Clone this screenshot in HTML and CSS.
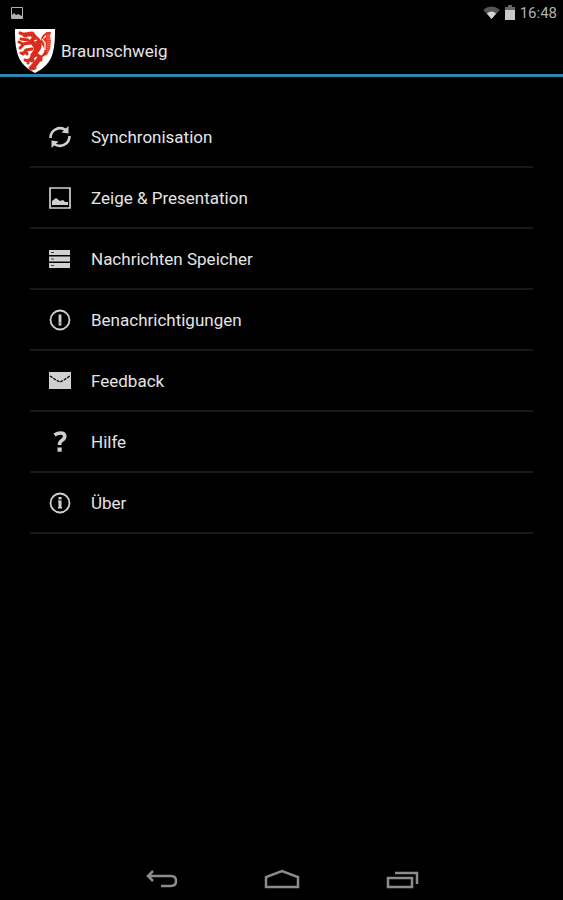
FILE: index.html
```html
<!DOCTYPE html>
<html lang="de">
<head>
<meta charset="utf-8">
<meta name="viewport" content="width=device-width, initial-scale=1">
<title>Braunschweig</title>
<link rel="stylesheet" href="styles.css">
</head>
<body>
<div class="status">
  <svg class="status-image" viewBox="0 0 12 12"><path fill="none" stroke="currentColor" d="M.5.5h11v11H.5z"/><path fill="currentColor" d="M1 11V8l2-2 2 2 2-1 4 2v2z"/></svg>
  <div class="status-right">
    <svg class="status-wifi" viewBox="0 0 18 14"><path fill="#555" d="M9 14 0 4Q9-3 18 4z"/><path fill="#d4d4d4" d="M9 14 4 8q5-4 10 0z"/></svg>
    <svg class="status-battery" viewBox="0 0 10 15"><path fill="#666" d="M3 0h4v2h3v3H0V2h3z"/><path fill="#c8c8c8" d="M0 5h10v10H0z"/></svg>
    <time class="clock">16:48</time>
  </div>
</div>
<header class="appbar">
  <svg class="crest" viewBox="0 0 40 44">
    <path fill="#fff" d="M0 0h40c0 8 0 15-2 23-2 9-8 16-18 21C10 39 4 32 2 23 0 15 0 8 0 0z"/>
    <g fill="none" stroke="#dc2d1c" stroke-linecap="round" stroke-linejoin="round">
      <path stroke-width="5" d="m10 6 7-1 3 4-4 4 4 3 2 5-4 5-1 5"/>
      <path stroke-width="5" d="M20 9q5 3 4 9l-4 6m1 2 4 3-4 5-3 4"/>
      <path stroke-width="3" d="M5 4l5 2M6 10l7 1m2 3-7 1-4-2m5 2-4 4m12 1-6 1-3 4-2-1m5-2 1 3m6 3-5 4-3-1m3 1v2m7 0-5 5m9-9 2 1m-6 4-3 5m-1 0 4-1"/>
      <path stroke-width="2" d="M26 28q6-4 4-9l-3-6q-1-5 5-9"/>
    </g>
    <path fill="#de3b2a" d="m31 3 5 0-1 4 1 5-1 8-3 6-3 1 2-5-2-7-2-4 4-3z"/>
    <path fill="none" stroke="#fff" stroke-width="1.200" d="m12 8 4 0m3 4 3-1m-5 5-2 1m7 11-3 2m8-20 3 4v7"/>
    <path fill="none" stroke="#f4a59b" stroke-dasharray="1 1" d="M33 6v18m2-18v12"/>
  </svg>
  <h1 class="title">Braunschweig</h1>
</header>
<main class="content">
  <ul class="menu">
    <li><a class="row" href="#sync"><svg class="icon" viewBox="0 0 22 22"><g fill="none" stroke="currentColor" stroke-width="2.600"><path d="M1.500 12C1.500 4 10-.5 17 4"/><path d="M20.500 10c0 8-8.500 12.500-15.500 8"/></g><path fill="currentColor" d="M19.500 0v7.500l-7-1zM2.500 22v-7.500l7 1z"/></svg>Synchronisation</a></li>
    <li><a class="row" href="#display"><svg class="icon" viewBox="0 0 22 22"><path fill="none" stroke="currentColor" stroke-width="1.700" d="M1 1h20v20H1z"/><path fill="currentColor" d="M3 18v-4l4-3 4 3 3-1 2 2h3v3z"/></svg>Zeige &amp; Presentation</a></li>
    <li><a class="row" href="#storage"><svg class="icon" viewBox="0 0 22 22"><path fill="currentColor" d="M0 2h21v5H0zm0 6.500h21v5H0zM0 15h21v5H0z"/><path stroke="#444" d="M2 4.500h3M2 11h3m-3 6.500h3"/></svg>Nachrichten Speicher</a></li>
    <li><a class="row" href="#notifications"><svg class="icon" viewBox="0 0 22 22"><circle cx="11" cy="11" r="9.500" fill="none" stroke="currentColor" stroke-width="1.800"/><path stroke="currentColor" stroke-width="2.800" d="M11 5.500v11"/><path stroke="#555" stroke-width="2.800" d="M11 13.500v.8"/></svg>Benachrichtigungen</a></li>
    <li><a class="row" href="#feedback"><svg class="icon" viewBox="0 0 22 22"><path fill="currentColor" d="M0 2h22v17H0z"/><path fill="none" stroke="#111" stroke-width="1.400" stroke-dasharray="3 1" d="m1 6 6 4 4 2 4-2 6-4"/></svg>Feedback</a></li>
    <li><a class="row" href="#help"><svg class="icon" viewBox="0 0 22 22"><path fill="none" stroke="currentColor" stroke-width="3.600" d="M5.500 4q3-2 6-2c5.500 0 5 5 2 7-2 1-3 2-3 5"/><path fill="currentColor" d="M8.500 16.500h4.200v4.200H8.500z"/></svg>Hilfe</a></li>
    <li><a class="row" href="#about"><svg class="icon" viewBox="0 0 22 22"><circle cx="11" cy="11" r="9.500" fill="none" stroke="currentColor" stroke-width="1.800"/><path fill="currentColor" d="M9.500 5h3v2.500h-3zM9 8.500h3.500V15H13v1.500H9V15h.5v-5H9z"/></svg>Über</a></li>
  </ul>
</main>
<nav class="navbar">
  <button class="nav-button" aria-label="Zurück"><svg viewBox="0 0 36 22"><path d="M9 2 4 7l5 5M4 7h23q5 0 5 5t-5 5H17"/></svg></button>
  <button class="nav-button" aria-label="Startseite"><svg viewBox="0 0 36 22"><path d="M2 18V8l16-6 16 6v10z"/></svg></button>
  <button class="nav-button" aria-label="Letzte Apps"><svg viewBox="0 0 36 22"><path d="M4 9h24v9H4zM11 4h22v11"/></svg></button>
</nav>
</body>
</html>
```
FILE: styles.css
```css
* {
  box-sizing: border-box;
}

body {
  display: flex;
  flex-direction: column;
  min-height: 100vh;
  margin: 0;
  background: #000;
  color: #e4e4e4;
  font-family: Roboto, "Liberation Sans", sans-serif;
}

svg {
  display: block;
}

.status {
  display: flex;
  align-items: center;
  justify-content: space-between;
  height: 25px;
  padding: 0 6px 0 11px;
  color: #b0b0b0;
}

.status-right {
  display: flex;
  align-items: center;
  gap: 5px;
}

.status-image {
  width: 12px;
  height: 12px;
}

.status-wifi {
  width: 17px;
  height: 13px;
}

.status-battery {
  width: 10px;
  height: 15px;
}

.clock {
  font-size: 15px;
  line-height: 24px;
}

.appbar {
  display: flex;
  align-items: center;
  gap: 6px;
  height: 52px;
  padding: 2px 0 0 15px;
  border-bottom: 3px solid #2b87ab;
}

.crest {
  width: 40px;
  height: 44px;
}

.title {
  margin: 0;
  font-size: 17px;
  font-weight: 400;
  line-height: 24px;
}

.content {
  flex: 1;
  padding: 30px;
}

.menu {
  margin: 0;
  padding: 0;
  list-style: none;
}

.row {
  display: flex;
  align-items: center;
  gap: 20px;
  height: 61px;
  padding-left: 19px;
  border-bottom: 2px solid #191919;
  color: inherit;
  font-size: 17px;
  line-height: 24px;
  text-decoration: none;
}

.icon {
  width: 22px;
  height: 22px;
  color: #d0d0d0;
}

.navbar {
  display: flex;
  justify-content: center;
  height: 40px;
}

.nav-button {
  display: flex;
  align-items: center;
  justify-content: center;
  width: 120px;
  padding: 0;
  border: 0;
  background: none;
  color: #8c8c8c;
}

.nav-button svg {
  width: 36px;
  height: 22px;
  fill: none;
  stroke: currentColor;
  stroke-width: 2.5;
}
```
******************************
Copy the material shown above in full and exactly. Skip the pictures.

### The answer
Clone this screenshot in HTML and CSS.
FILE: index.html
```html
<!DOCTYPE html>
<html lang="de">
<head>
<meta charset="utf-8">
<meta name="viewport" content="width=device-width, initial-scale=1">
<title>Braunschweig</title>
<link rel="stylesheet" href="styles.css">
</head>
<body>
<div class="status">
  <svg class="status-image" viewBox="0 0 12 12"><path fill="none" stroke="currentColor" d="M.5.5h11v11H.5z"/><path fill="currentColor" d="M1 11V8l2-2 2 2 2-1 4 2v2z"/></svg>
  <div class="status-right">
    <svg class="status-wifi" viewBox="0 0 18 14"><path fill="#555" d="M9 14 0 4Q9-3 18 4z"/><path fill="#d4d4d4" d="M9 14 4 8q5-4 10 0z"/></svg>
    <svg class="status-battery" viewBox="0 0 10 15"><path fill="#666" d="M3 0h4v2h3v3H0V2h3z"/><path fill="#c8c8c8" d="M0 5h10v10H0z"/></svg>
    <time class="clock">16:48</time>
  </div>
</div>
<header class="appbar">
  <svg class="crest" viewBox="0 0 40 44">
    <path fill="#fff" d="M0 0h40c0 8 0 15-2 23-2 9-8 16-18 21C10 39 4 32 2 23 0 15 0 8 0 0z"/>
    <g fill="none" stroke="#dc2d1c" stroke-linecap="round" stroke-linejoin="round">
      <path stroke-width="5" d="m10 6 7-1 3 4-4 4 4 3 2 5-4 5-1 5"/>
      <path stroke-width="5" d="M20 9q5 3 4 9l-4 6m1 2 4 3-4 5-3 4"/>
      <path stroke-width="3" d="M5 4l5 2M6 10l7 1m2 3-7 1-4-2m5 2-4 4m12 1-6 1-3 4-2-1m5-2 1 3m6 3-5 4-3-1m3 1v2m7 0-5 5m9-9 2 1m-6 4-3 5m-1 0 4-1"/>
      <path stroke-width="2" d="M26 28q6-4 4-9l-3-6q-1-5 5-9"/>
    </g>
    <path fill="#de3b2a" d="m31 3 5 0-1 4 1 5-1 8-3 6-3 1 2-5-2-7-2-4 4-3z"/>
    <path fill="none" stroke="#fff" stroke-width="1.200" d="m12 8 4 0m3 4 3-1m-5 5-2 1m7 11-3 2m8-20 3 4v7"/>
    <path fill="none" stroke="#f4a59b" stroke-dasharray="1 1" d="M33 6v18m2-18v12"/>
  </svg>
  <h1 class="title">Braunschweig</h1>
</header>
<main class="content">
  <ul class="menu">
    <li><a class="row" href="#sync"><svg class="icon" viewBox="0 0 22 22"><g fill="none" stroke="currentColor" stroke-width="2.600"><path d="M1.500 12C1.500 4 10-.5 17 4"/><path d="M20.500 10c0 8-8.500 12.500-15.500 8"/></g><path fill="currentColor" d="M19.500 0v7.500l-7-1zM2.500 22v-7.500l7 1z"/></svg>Synchronisation</a></li>
    <li><a class="row" href="#display"><svg class="icon" viewBox="0 0 22 22"><path fill="none" stroke="currentColor" stroke-width="1.700" d="M1 1h20v20H1z"/><path fill="currentColor" d="M3 18v-4l4-3 4 3 3-1 2 2h3v3z"/></svg>Zeige &amp; Presentation</a></li>
    <li><a class="row" href="#storage"><svg class="icon" viewBox="0 0 22 22"><path fill="currentColor" d="M0 2h21v5H0zm0 6.500h21v5H0zM0 15h21v5H0z"/><path stroke="#444" d="M2 4.500h3M2 11h3m-3 6.500h3"/></svg>Nachrichten Speicher</a></li>
    <li><a class="row" href="#notifications"><svg class="icon" viewBox="0 0 22 22"><circle cx="11" cy="11" r="9.500" fill="none" stroke="currentColor" stroke-width="1.800"/><path stroke="currentColor" stroke-width="2.800" d="M11 5.500v11"/><path stroke="#555" stroke-width="2.800" d="M11 13.500v.8"/></svg>Benachrichtigungen</a></li>
    <li><a class="row" href="#feedback"><svg class="icon" viewBox="0 0 22 22"><path fill="currentColor" d="M0 2h22v17H0z"/><path fill="none" stroke="#111" stroke-width="1.400" stroke-dasharray="3 1" d="m1 6 6 4 4 2 4-2 6-4"/></svg>Feedback</a></li>
    <li><a class="row" href="#help"><svg class="icon" viewBox="0 0 22 22"><path fill="none" stroke="currentColor" stroke-width="3.600" d="M5.500 4q3-2 6-2c5.500 0 5 5 2 7-2 1-3 2-3 5"/><path fill="currentColor" d="M8.500 16.500h4.200v4.200H8.500z"/></svg>Hilfe</a></li>
    <li><a class="row" href="#about"><svg class="icon" viewBox="0 0 22 22"><circle cx="11" cy="11" r="9.500" fill="none" stroke="currentColor" stroke-width="1.800"/><path fill="currentColor" d="M9.500 5h3v2.500h-3zM9 8.500h3.500V15H13v1.500H9V15h.5v-5H9z"/></svg>Über</a></li>
  </ul>
</main>
<nav class="navbar">
  <button class="nav-button" aria-label="Zurück"><svg viewBox="0 0 36 22"><path d="M9 2 4 7l5 5M4 7h23q5 0 5 5t-5 5H17"/></svg></button>
  <button class="nav-button" aria-label="Startseite"><svg viewBox="0 0 36 22"><path d="M2 18V8l16-6 16 6v10z"/></svg></button>
  <button class="nav-button" aria-label="Letzte Apps"><svg viewBox="0 0 36 22"><path d="M4 9h24v9H4zM11 4h22v11"/></svg></button>
</nav>
</body>
</html>
```
FILE: styles.css
```css
* {
  box-sizing: border-box;
}

body {
  display: flex;
  flex-direction: column;
  min-height: 100vh;
  margin: 0;
  background: #000;
  color: #e4e4e4;
  font-family: Roboto, "Liberation Sans", sans-serif;
}

svg {
  display: block;
}

.status {
  display: flex;
  align-items: center;
  justify-content: space-between;
  height: 25px;
  padding: 0 6px 0 11px;
  color: #b0b0b0;
}

.status-right {
  display: flex;
  align-items: center;
  gap: 5px;
}

.status-image {
  width: 12px;
  height: 12px;
}

.status-wifi {
  width: 17px;
  height: 13px;
}

.status-battery {
  width: 10px;
  height: 15px;
}

.clock {
  font-size: 15px;
  line-height: 24px;
}

.appbar {
  display: flex;
  align-items: center;
  gap: 6px;
  height: 52px;
  padding: 2px 0 0 15px;
  border-bottom: 3px solid #2b87ab;
}

.crest {
  width: 40px;
  height: 44px;
}

.title {
  margin: 0;
  font-size: 17px;
  font-weight: 400;
  line-height: 24px;
}

.content {
  flex: 1;
  padding: 30px;
}

.menu {
  margin: 0;
  padding: 0;
  list-style: none;
}

.row {
  display: flex;
  align-items: center;
  gap: 20px;
  height: 61px;
  padding-left: 19px;
  border-bottom: 2px solid #191919;
  color: inherit;
  font-size: 17px;
  line-height: 24px;
  text-decoration: none;
}

.icon {
  width: 22px;
  height: 22px;
  color: #d0d0d0;
}

.navbar {
  display: flex;
  justify-content: center;
  height: 40px;
}

.nav-button {
  display: flex;
  align-items: center;
  justify-content: center;
  width: 120px;
  padding: 0;
  border: 0;
  background: none;
  color: #8c8c8c;
}

.nav-button svg {
  width: 36px;
  height: 22px;
  fill: none;
  stroke: currentColor;
  stroke-width: 2.5;
}
```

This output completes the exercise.